Commenting on the current market situation and the upcoming projects, he said, “The current market scenario has been very much supportive as you can witness, with the number of  businesses and ventures coming from India is just going to increase in the coming days. But the future holds a better key of solving the greater problems that Indians have been facing. The government just needs to keep track of the current startup market and support the young entrepreneurs. ”
 
Arunima Basu, 25, the new-age digital warrior
 
”Age is certainly not a factor, in the era of Google or YouTube. In fact, I feel that I should have started my venture much earlier,” says Arunima Basu, a 25-year-young woman entrepreneur.  
 
Despite being a science student, she started romancing literature more.  “Since childhood, I loved writing diaries and poems for myself which discovered a freelance writer in myself. Thanks to the excessive workload and deadlines, I decided to share the responsibility by hiring and started ‘Excellent Word Weavers ’, a B2C channel and Film Speak, a B2B property with my friend."
 
The team of  enthusiastic bloggers, editors, film-makers, photographers, and marketers, solve the key challenge faced by the young filmmakers in collaboration and interaction. Basu’s very own life experiences as a film student made her start an innovative concept where the lines between a movie maker and financier are blurred. “When it comes to financing a film, the most important factors considered by the investors are professional experiences. What if a prospective student-film-maker lacks experience? What if an individual is out of his budget for a beautiful script?” She asks, adding, simple blogging is an outdated concept today and a facebook community can well communicate and collaborate films and film-makers respectively. 
 
Her first blow came during her happy days of college life where she lost Rs 10,000 in the initial days of business. Simultaneously, the loss taught her to attempt calculated risks. Today, both her entities develop content, produce audio-visuals and animation. “I strongly believe that financial independence is the key factor that can reduce crime rates significantly. Women need to come out of their shells and take a stand,” concludes this prospective media mogul from Bengal, who also never fails to self-acclaim herself as a feminist.  
 
Niranjan Yadav, 22, the opportunity builder
 
”Keep fueling your passion in what you are doing today. It will gear up your future,” says Niranjan Yadav, 22,  a young  entrepreneur whose interest  in college canteen was more than lectures made him the co-founder and CEO of Switch Idea. Switch Idea is an online portal which provides job opportunities to youngsters especially to freshers and also arrange internship programmes in different sectors. He believes that everyone should be an entrepreneur. The only rule to follow to become an entrepreneur is that "one should be passionate about what he/she wants. If he or she is passionate enough then can transform passion into profession."  Being an entrepreneur is not a rocket science. It is to find your ability, your passion and give it an ultimate destination. 
 
How an enthusiast or a passionate person turns his/her passion into profession? Niranjan says: “after finding your passion you have to a build a system around your passion, then involve more people who are passionate enough like you, then involve them into your system and system will start on itself." He believes that through our passion we will create opportunities for others. You will be able to empower them as much so they can empower further. He further adds: “to have clear perspective towards your passion and to rewind your thought process again and again is the key to achieving your goal. 

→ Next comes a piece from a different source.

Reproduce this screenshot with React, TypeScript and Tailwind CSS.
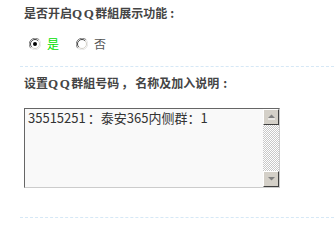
import React from "react";

function Radio({ checked }: { checked: boolean }) {
  return (
    <svg width="12" height="12" viewBox="0 0 12 12" className="shrink-0">
      <circle cx="6" cy="6" r="5" fill="#fff" />
      <path d="M1.76 10.24 A6 6 0 0 1 10.24 1.76" fill="none" stroke="#808080" strokeWidth="1" />
      <path d="M10.24 1.76 A6 6 0 0 1 1.76 10.24" fill="none" stroke="#e8e8e8" strokeWidth="1" />
      <path d="M2.8 9.2 A4.5 4.5 0 0 1 9.2 2.8" fill="none" stroke="#404040" strokeWidth="1" />
      <path d="M9.2 2.8 A4.5 4.5 0 0 1 2.8 9.2" fill="none" stroke="#d4d0c8" strokeWidth="1" />
      {checked && <circle cx="6" cy="6" r="2" fill="#000" />}
    </svg>
  );
}

function ScrollBtn({ up }: { up: boolean }) {
  return (
    <div className="w-4 h-4 bg-[#d4d0c8] border-t border-l border-t-[#fff] border-l-[#fff] border-b border-r border-b-[#404040] border-r-[#404040] flex items-center justify-center">
      <svg width="9" height="6" viewBox="0 0 9 6">
        {up ? (
          <>
            <path d="M1 4 L4.5 0.5 L8 4 Z" fill="#808080" />
            <path d="M1 5 L8 5" stroke="#fff" strokeWidth="1" />
          </>
        ) : (
          <path d="M1 1 L4.5 4.5 L8 1 Z" fill="#808080" />
        )}
      </svg>
    </div>
  );
}

export default function App() {
  const font = "font-['Noto_Sans_CJK_SC','Noto_Sans',sans-serif]";
  return (
    <div className={`w-[334px] h-[222px] bg-white overflow-hidden ${font}`}>
      <div className="pl-5 pt-[5px]">
        <div className="pl-1 h-4 leading-4 text-[12px] font-bold text-[#444]">
          是否开启<span className="font-['Liberation_Serif'] text-[13px] tracking-[1.5px]">QQ</span>群組展示功能<span className="ml-[3px]">:</span>
        </div>
        <div className="pl-[9px] mt-[15px] h-4 flex items-center text-[12px] leading-4">
          <Radio checked />
          <span className="ml-[6px] text-[#00e000]">是</span>
          <span className="ml-[17px] flex">
            <Radio checked={false} />
          </span>
          <span className="ml-[6px] text-[#555]">否</span>
        </div>
        <div className="mt-[14px] border-t border-dashed border-[#d6e8f6]" />
        <div className="mt-[8px] pl-1 h-4 leading-4 text-[12px] font-bold text-[#444]">
          设置<span className="font-['Liberation_Serif'] text-[13px] tracking-[1.5px]">QQ</span>群組号码<span className="ml-[2px] mr-[2px]">，</span>名称及加入说明<span className="ml-[4px]">:</span>
        </div>
        <div className="ml-1 mt-[17px] w-[256px] h-[80px] bg-[#f9f9f9] border-t border-l border-t-[#666] border-l-[#666] border-b border-r border-b-[#cccccc] border-r-[#cccccc] flex">
          <div className="flex-1 pl-[3px] pt-px text-[13px] leading-4 text-[#333]">
            35515251<span className="ml-[2px]">：</span>泰安365内侧群：1
          </div>
          <div className="w-4 flex flex-col">
            <ScrollBtn up />
            <div className="flex-1 bg-[repeating-conic-gradient(#c8c8c8_0_25%,#ffffff_0_50%)] bg-[length:2px_2px]" />
            <ScrollBtn up={false} />
          </div>
        </div>
        <div className="mt-[29px] border-t border-dashed border-[#d6e8f6]" />
      </div>
    </div>
  );
}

Harsh Mandavia, 21, the believer
Harsh Mandavia, 21, is the owner of the restaurant ‘Harsh Thali and Parathas’ at Kandivali east in Mumbai. He believes that “You have to do everything and anything for your business if you are passionate about it”.
 
Initially, his mother started  home-based tiffin service for survival 14 years back after the death of Harsh’s father when harsh was only 4 years old. And soon their business stood in such a way that it attracted more than 5000 people everyday. As it is increasing day by day, they are planning to start another outlet. Initially, Harsh started to help his mother as a home delivery boy. Soon he took the responsibility of the restaurant completely. His idea as an owner and as a young entrepreneur is: “Dedication in your work is the key for bringing success to your business. If you want to take your business to a greater height one, start working now at the grassroots level.”